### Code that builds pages

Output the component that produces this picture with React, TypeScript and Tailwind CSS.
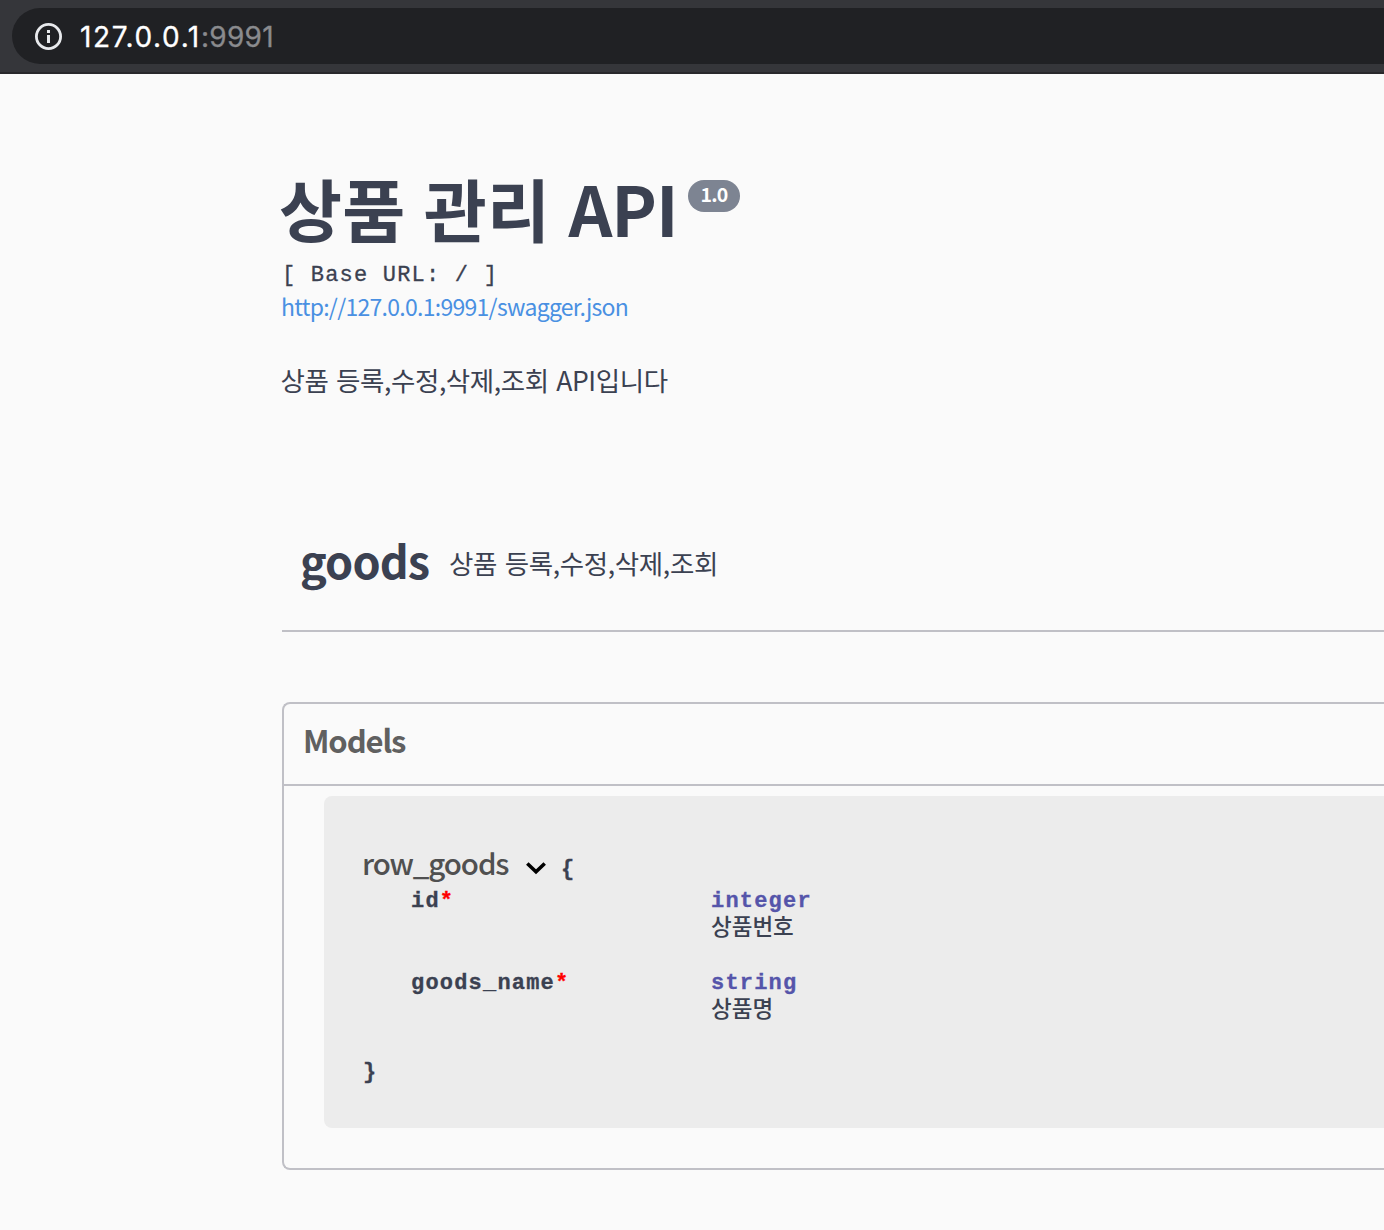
import type { ReactNode } from "react";

const sans = "font-['Noto_Sans_CJK_KR',sans-serif]";
const mono = "font-['Liberation_Mono','Noto_Sans_CJK_KR',monospace]";
const code = "text-[22px] tracking-[1.2px] [-webkit-text-stroke:0.3px]";

function AddressBar() {
  return (
    <header className="h-[74px] border-b-2 border-[#28282b] bg-[#35363a] pt-2 pl-3">
      <div className="flex h-14 items-center rounded-l-full bg-[#202124] pl-[23px]">
        <svg width="27" height="27" viewBox="0 0 27 27" fill="none" className="shrink-0">
          <circle cx="13.5" cy="13.5" r="12.1" stroke="#e8eaed" strokeWidth="2.8" />
          <path d="M12 7h3v3h-3zM12 12h3v8h-3z" fill="#e8eaed" />
        </svg>
        <span className="mt-px ml-[18px] font-['Inter',sans-serif] text-[28px] leading-[56px] tracking-[1.6px] whitespace-nowrap text-white [-webkit-text-stroke:0.3px]">
          127.0.0.1<span className="tracking-[0.3px] text-[#8a8b8e]">:9991</span>
        </span>
      </div>
    </header>
  );
}

function Property({ name, type, children }: { name: string; type: string; children: ReactNode }) {
  return (
    <div className="flex h-[82px] pl-[47px] font-bold">
      <div className={`${code} w-[300px] leading-[28px]`}>
        {name}
        <span className="text-[#ff0000]">*</span>
      </div>
      <div>
        <div className={`${code} h-7 leading-[28px] text-[#5555aa]`}>{type}</div>
        <div className="text-[22.5px] leading-[26px] font-medium">{children}</div>
      </div>
    </div>
  );
}

export default function App() {
  return (
    <div className="h-[1230px] overflow-hidden bg-[#fafafa] text-[#3b4151]">
      <AddressBar />
      <main className="pl-[282px]">
        <section className={`${sans} h-[558px] border-b-2 border-[#c0c0c6] whitespace-nowrap`}>
          <div className="flex h-[186px] items-start pt-[92px]">
            <h1 className="-ml-[3px] w-[397px] text-[68.5px] leading-[84px] font-bold tracking-[0.2px] [word-spacing:2.5px]">
              상품 관리 <span className="tracking-[-1px]">API</span>
            </h1>
            <span className="mt-[14px] ml-3 h-8 w-[52px] rounded-full bg-[#7d8492] text-center text-[19.5px] leading-[28px] font-bold tracking-[-0.8px] text-white">
              1.0
            </span>
          </div>
          <div className={`${mono} ${code} h-[31px] leading-[32px] whitespace-pre`}>[ Base URL: / ]</div>
          <a className="-ml-px block h-8 text-[23px] leading-[30px] tracking-[-0.72px] text-[#4990e2]">
            http://127.0.0.1:9991/swagger.json
          </a>
          <p className="mt-10 -ml-[1.5px] h-10 text-[26.5px] leading-[34px] tracking-[-0.4px] [word-spacing:2px]">상품 등록,수정,삭제,조회 API입니다</p>
          <div className="mt-[130px] flex h-[60px] items-center pl-[18px]">
            <h2 className="mb-[7px] w-[149px] text-[45px] leading-[54px] font-bold tracking-[-0.9px]">goods</h2>
            <p className="mb-px text-[26.5px] leading-10 tracking-[-0.35px] [word-spacing:2px]">상품 등록,수정,삭제,조회</p>
          </div>
        </section>
        <section className="mt-[70px] h-[468px] rounded-l-lg border-2 border-r-0 border-[#c0c0c6]">
          <h3 className={`${sans} h-[82px] border-b-2 border-[#c0c0c6] pl-[19px] text-[31px] leading-[71px] font-bold tracking-[-1.1px] text-[#606060]`}>
            Models
          </h3>
          <div className={`${mono} mt-2.5 ml-10 h-[332px] rounded-l-lg bg-[#ececec] pt-[50px] pl-10`}>
            <div className="flex h-[42px] items-start">
              <span className={`${sans} -ml-0.5 w-[147px] text-[29.5px] leading-[32px] font-medium tracking-[-1.1px] text-[#505050]`}>row_goods</span>
              <svg width="20" height="14" viewBox="0 0 20 14" className="mt-[15px] ml-[17px]" fill="none">
                <path d="M1.300 2.500 10 10.800l8.700-8.300" stroke="#000" strokeWidth="3.6" />
              </svg>
              <span className={`${code} mt-[10px] ml-[15px] leading-7 font-bold`}>{"{"}</span>
            </div>
            <Property name="id" type="integer">상품번호</Property>
            <Property name="goods_name" type="string">상품명</Property>
            <div className={`${code} mt-[7px] -ml-px leading-[28px] font-bold`}>{"}"}</div>
          </div>
        </section>
      </main>
    </div>
  );
}
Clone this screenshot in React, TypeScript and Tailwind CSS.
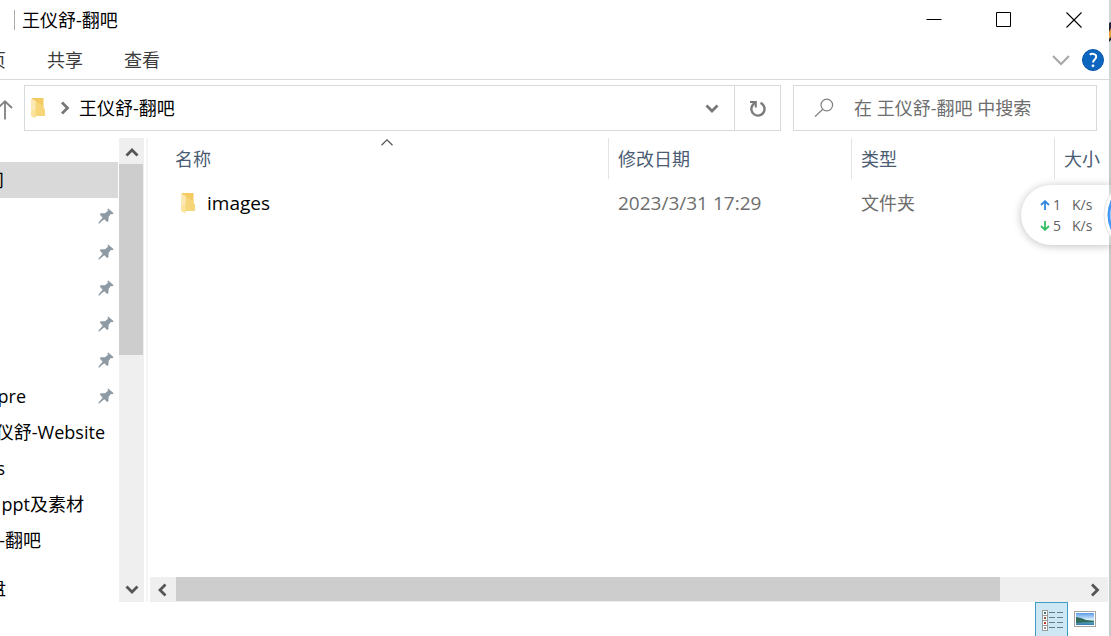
import React from 'react';

type NavEntry = { label: string; width: string; pinned?: boolean; selected?: boolean; gapAbove?: boolean };

const entries: NavEntry[] = [
  { label: '问', width: 'w-1', selected: true },
  { label: '', width: 'w-0', pinned: true },
  { label: '', width: 'w-0', pinned: true },
  { label: '', width: 'w-0', pinned: true },
  { label: '', width: 'w-0', pinned: true },
  { label: '', width: 'w-0', pinned: true },
  { label: 'pre', width: 'w-[26px]', pinned: true },
  { label: '仪舒-Website', width: 'w-[105px]' },
  { label: 's', width: 'w-[5px]' },
  { label: 'ppt及素材', width: 'w-[84px]' },
  { label: '-翻吧', width: 'w-[41px]' },
  { label: '盘', width: 'w-[6px]', gapAbove: true },
];

function FolderIcon() {
  return (
    <svg viewBox="0 0 15 21" className="h-[21px] w-[15px] shrink-0" aria-hidden="true">
      <path d="M1 0H12.5V10L14 11.5V18H1Z" fill="#f3cb62" />
      <path d="M4 3L12.5 8V10.5L14 12V18H4Z" fill="#f7d67a" />
      <path d="M0 0.5L4.5 3V20.5L0 18Z" fill="#fce39c" />
      <path d="M0 0.5L4.5 3V11L0 13Z" fill="#fbe8b4" />
    </svg>
  );
}

function PinIcon() {
  return (
    <svg viewBox="0 0 16 16" className="h-4 w-4 shrink-0" fill="#8f9ba4" aria-hidden="true">
      <path d="M10.2 0.4L15.7 5.2L14.2 6.3L12.8 6L10.6 9L10.4 13.2L9.2 14L6.2 11.3L1 15.8L0.2 15.1L4.6 9.8L1.8 6.6L2.7 5.2L7 5.2L10 2.8L9.5 1.2Z" />
    </svg>
  );
}

type Direction = 'up' | 'down' | 'left' | 'right';
const chevrons: Record<Direction, string> = {
  up: 'M1.5 9.5L7 4L12.5 9.5',
  down: 'M1.5 4.5L7 10L12.5 4.5',
  left: 'M9.5 1.5L4 7L9.5 12.5',
  right: 'M4 1.5L9.5 7L4 12.5',
};

function Chevron({ direction, color }: { direction: Direction; color: string }) {
  return (
    <svg viewBox="0 0 14 14" className="h-[14px] w-[14px] shrink-0" fill="none" stroke={color} strokeWidth="2.8" aria-hidden="true">
      <path d={chevrons[direction]} />
    </svg>
  );
}

function TitleBar() {
  return (
    <header className="flex h-10 shrink-0 items-center pl-[14px]">
      <span className="h-5 w-px bg-[#a8a8a8]" />
      <h1 className="flex-1 pl-[7px] text-black">王仪舒-翻吧</h1>
      <button aria-label="最小化" className="flex h-10 w-[70px] items-center justify-center">
        <svg viewBox="0 0 16 16" className="h-4 w-4" stroke="#000" fill="none"><path d="M0.5 7.5H15.5" /></svg>
      </button>
      <button aria-label="最大化" className="flex h-10 w-[70px] items-center justify-center">
        <svg viewBox="0 0 16 16" className="h-4 w-4" stroke="#000" fill="none"><path d="M0.5 0.5H14.5V14.5H0.5Z" /></svg>
      </button>
      <button aria-label="关闭" className="flex h-10 w-[70px] items-center justify-center">
        <svg viewBox="0 0 16 16" className="h-4 w-4" stroke="#000" fill="none"><path d="M0.5 0.5L15.5 15.5M15.5 0.5L0.5 15.5" strokeWidth="1.1" /></svg>
      </button>
    </header>
  );
}

function Ribbon() {
  return (
    <div className="flex h-10 shrink-0 items-center border-b border-[#d9dadb] text-[#3c3c3c]">
      <button className="flex w-[6px] justify-end overflow-hidden whitespace-nowrap">页</button>
      <button className="ml-[41px]">共享</button>
      <button className="ml-[41px]">查看</button>
      <button aria-label="展开功能区" className="mr-3 ml-auto">
        <svg viewBox="0 0 18 12" className="h-3 w-[18px]" fill="none" stroke="#a6a6a6" strokeWidth="2"><path d="M1 2L9 10L17 2" /></svg>
      </button>
      <button aria-label="帮助" className="mr-[5px]">
        <svg viewBox="0 0 22 22" className="h-[22px] w-[22px]" fill="none">
          <circle cx="11" cy="11" r="10.5" fill="#0c66bf" stroke="#0a55a5" />
          <path d="M7.8 5.8C9 4.6 14.2 4 14.2 7.8C14.2 10.4 11 10.6 11 13.6" stroke="#fff" strokeWidth="2" />
          <circle cx="11" cy="16.8" r="1.4" fill="#fff" />
        </svg>
      </button>
    </div>
  );
}

function AddressBar() {
  return (
    <div className="flex shrink-0 items-center pt-[5px] pr-3 pb-[7px]">
      <button aria-label="向上" className="w-6 shrink-0 pt-1">
        <svg viewBox="0 0 24 20" className="h-5 w-6" fill="none" stroke="#808080" strokeWidth="1.8"><path d="M5 1V19.5M-2 8L5 1.3L12 8" /></svg>
      </button>
      <div className="flex h-[46px] flex-1 items-center border border-[#d9dadb] pl-[6px]">
        <FolderIcon />
        <span className="ml-3"><Chevron direction="right" color="#777" /></span>
        <span className="ml-[7px] flex-1 text-black">王仪舒-翻吧</span>
        <button aria-label="历史记录" className="flex h-full w-[45px] items-center justify-center"><Chevron direction="down" color="#777" /></button>
        <button aria-label="刷新" className="flex h-full w-[46px] items-center justify-center border-l border-[#d9dadb]">
          <svg viewBox="0 0 18 18" className="h-[18px] w-[18px]" fill="none" stroke="#7b7b7b" strokeWidth="2.4">
            <path d="M11.5 3.9A6.6 6.6 0 1 1 4 5.6L6.5 3.4" />
            <path d="M1 3H6.8V8.6" strokeWidth="2" />
          </svg>
        </button>
      </div>
      <label className="ml-3 flex h-[46px] w-[304px] items-center border border-[#d9dadb] pl-5">
        <svg viewBox="0 0 20 20" className="h-5 w-5 shrink-0" fill="none" stroke="#808080" strokeWidth="1.2" aria-hidden="true">
          <circle cx="12.8" cy="7" r="5.8" /><path d="M8.8 11.2L1 18.5" />
        </svg>
        <input
          type="text"
          aria-label="搜索"
          placeholder="在 王仪舒-翻吧 中搜索"
          className="ml-5 min-w-0 flex-1 bg-transparent outline-none placeholder:text-[#6d6d6d] placeholder:opacity-100"
        />
      </label>
    </div>
  );
}

function Sidebar() {
  return (
    <nav className="flex w-[148px] shrink-0">
      <ul className="flex-1 overflow-hidden pt-6">
        {entries.map((entry, i) => (
          <li
            key={i}
            className={`flex h-9 items-center text-black ${entry.selected ? 'mr-px bg-[#d9d9d9]' : ''} ${entry.gapAbove ? 'mt-3' : ''}`}
          >
            <span className={`flex shrink-0 justify-end overflow-hidden whitespace-nowrap ${entry.width}`}>{entry.label}</span>
            {entry.pinned && <span className="mr-[5px] ml-auto"><PinIcon /></span>}
          </li>
        ))}
      </ul>
      <div className="flex w-[25px] flex-col bg-[#efefef]">
        <button aria-label="向上滚动" className="flex h-[26px] shrink-0 items-center justify-center pt-1"><Chevron direction="up" color="#555" /></button>
        <div className="mr-px h-[191px] bg-[#cdcdcd]" />
        <button aria-label="向下滚动" className="mt-auto flex h-[26px] shrink-0 items-center justify-center"><Chevron direction="down" color="#555" /></button>
      </div>
      <div className="ml-[2px] w-[2px] bg-[#f5f5f5]" />
    </nav>
  );
}

function FileList() {
  return (
    <main className="flex min-w-0 flex-1 flex-col">
      <div className="overflow-hidden pl-[18px]">
        <table className="w-full table-fixed border-separate border-spacing-0 text-left whitespace-nowrap">
          <colgroup>
            <col />
            <col className="w-[243px]" />
            <col className="w-[203px]" />
            <col className="w-[55px]" />
          </colgroup>
          <thead className="text-[#4a5c73]">
            <tr className="h-[41px]">
              <th className="relative p-0 pl-[9px] font-normal">
                名称
                <svg viewBox="0 0 12 7" className="absolute top-px left-1/2 h-[7px] w-3 -translate-x-1/2" fill="none" stroke="#555" strokeWidth="1.2" aria-hidden="true">
                  <path d="M0.5 6.2L6 0.8L11.5 6.2" />
                </svg>
              </th>
              <th className="border-l border-[#e3e3e3] p-0 pl-[9px] font-normal">修改日期</th>
              <th className="border-l border-[#e3e3e3] p-0 pl-[9px] font-normal">类型</th>
              <th className="border-l border-[#e3e3e3] p-0 pl-[9px] font-normal">大小</th>
            </tr>
          </thead>
          <tbody className="text-[#6d6d6d]">
            <tr className="h-12">
              <td className="p-0 pl-[15px]">
                <span className="flex items-center gap-[11px] text-[19px] text-black"><FolderIcon />images</span>
              </td>
              <td className="p-0 pl-[10px] text-[19px]">2023/3/31 17:29</td>
              <td className="p-0 pl-[10px]">文件夹</td>
              <td className="p-0" />
            </tr>
          </tbody>
        </table>
      </div>
      <div className="mt-auto mr-px ml-[2px] flex h-[25px] shrink-0 bg-[#efefef]">
        <button aria-label="向左滚动" className="flex w-[26px] items-center justify-center"><Chevron direction="left" color="#555" /></button>
        <div className="mb-px flex-1 bg-[#cdcdcd]" />
        <button aria-label="向右滚动" className="flex w-[108px] items-center justify-end pr-[6px]"><Chevron direction="right" color="#555" /></button>
      </div>
    </main>
  );
}

function StatusBar() {
  const dots = ['#3c7a78', '#8a5a3c', '#c0392b', '#999999'];
  return (
    <footer className="flex h-[34px] shrink-0 items-stretch justify-end pr-[13px]">
      <button aria-label="详细信息" className="flex w-[33px] justify-center border border-b-0 border-[#3f9cc4] bg-[#cde8f4] pt-[7px]">
        <svg viewBox="0 0 22 22" className="h-[22px] w-[22px]" fill="none">
          {dots.map((c, i) => (
            <g key={c}>
              <rect x="1.5" y={0.5 + i * 5} width="5" height="5" fill="#fff" stroke="#9a9a9a" />
              <rect x="3" y={2 + i * 5} width="2" height="2" fill={c} />
              <path d={`M8 ${2.5 + i * 5}H14M16 ${2.5 + i * 5}H22`} stroke="#66808a" />
            </g>
          ))}
        </svg>
      </button>
      <button aria-label="大图标" className="ml-[6px] flex pt-[9px]">
        <svg viewBox="0 0 22 16" className="h-4 w-[22px]">
          <defs>
            <linearGradient id="sky" x1="0" y1="0" x2="0" y2="1">
              <stop offset="0" stopColor="#5b9bea" /><stop offset="0.55" stopColor="#d8eefa" /><stop offset="0.75" stopColor="#5aa7b8" /><stop offset="1" stopColor="#3478b5" />
            </linearGradient>
          </defs>
          <rect x="0.5" y="0.5" width="21" height="15" fill="#fff" stroke="#a4a4a4" />
          <rect x="2" y="2" width="18" height="12" fill="url(#sky)" />
          <path d="M2 6L7 7L12 9L20 10V11L8 11.5L2 12Z" fill="#326b5a" />
        </svg>
      </button>
    </footer>
  );
}

function SpeedRow({ up, value }: { up?: boolean; value: string }) {
  return (
    <div className="flex h-[21px] items-center">
      <svg viewBox="0 0 10 10" className="h-[10px] w-[10px]" fill="none" stroke={up ? '#2f86e0' : '#32bd62'} strokeWidth="1.8" aria-hidden="true">
        <path d={up ? 'M5 10V1.2M1 5L5 1.2L9 5' : 'M5 0V8.8M1 5L5 8.8L9 5'} />
      </svg>
      <span className="w-[22px] pl-[3px]">{value}</span>
      <span>K/s</span>
    </div>
  );
}

function SpeedWidget() {
  return (
    <aside className="absolute top-[185px] right-0 flex h-[60px] w-[90px] flex-col justify-center overflow-hidden rounded-l-full bg-white pl-[19px] text-sm text-[#5f5f5f] shadow-[0_1px_8px_rgba(0,0,0,0.25)]">
      <SpeedRow up value="1" />
      <SpeedRow value="5" />
      <svg viewBox="0 0 8 60" className="absolute top-0 right-0 h-[60px] w-2" fill="none" aria-hidden="true">
        <rect x="6" width="2" height="60" fill="#d4d4d4" />
        <circle cx="39" cy="30" r="38.5" fill="#e6e6e6" />
        <circle cx="39" cy="30" r="37.5" fill="#fff" />
        <circle cx="39" cy="30" r="34.5" fill="#4397f7" />
        <path d="M8 23C6.4 27 6.4 33 8 37Z" fill="#9ccafb" />
      </svg>
    </aside>
  );
}

export default function App() {
  return (
    <div className="relative flex h-screen overflow-hidden bg-[#c9c9c9] font-['Open_Sans','Noto_Sans_CJK_SC',sans-serif] text-[18px] leading-6">
      <div className="flex min-w-0 flex-1 flex-col bg-white">
        <TitleBar />
        <Ribbon />
        <AddressBar />
        <div className="flex min-h-0 flex-1">
          <Sidebar />
          <FileList />
        </div>
        <StatusBar />
      </div>
      <svg viewBox="0 0 2 636" preserveAspectRatio="xMinYMin slice" className="h-full w-[2px] shrink-0" aria-hidden="true">
        <path d="M0 0H2V120H0Z" fill="#d6d6d6" />
        <path d="M0 23L2 22V40L0 42Z" fill="#22263a" />
        <path d="M0 32L2 28V37L0 39Z" fill="#e2a13a" />
      </svg>
      <SpeedWidget />
    </div>
  );
}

### What you should do
Search the data above for the string "Tailwind" and copy each line that has it.

### Solved exercise
Output the component that produces this picture with React, TypeScript and Tailwind CSS.
Clone this screenshot in React, TypeScript and Tailwind CSS.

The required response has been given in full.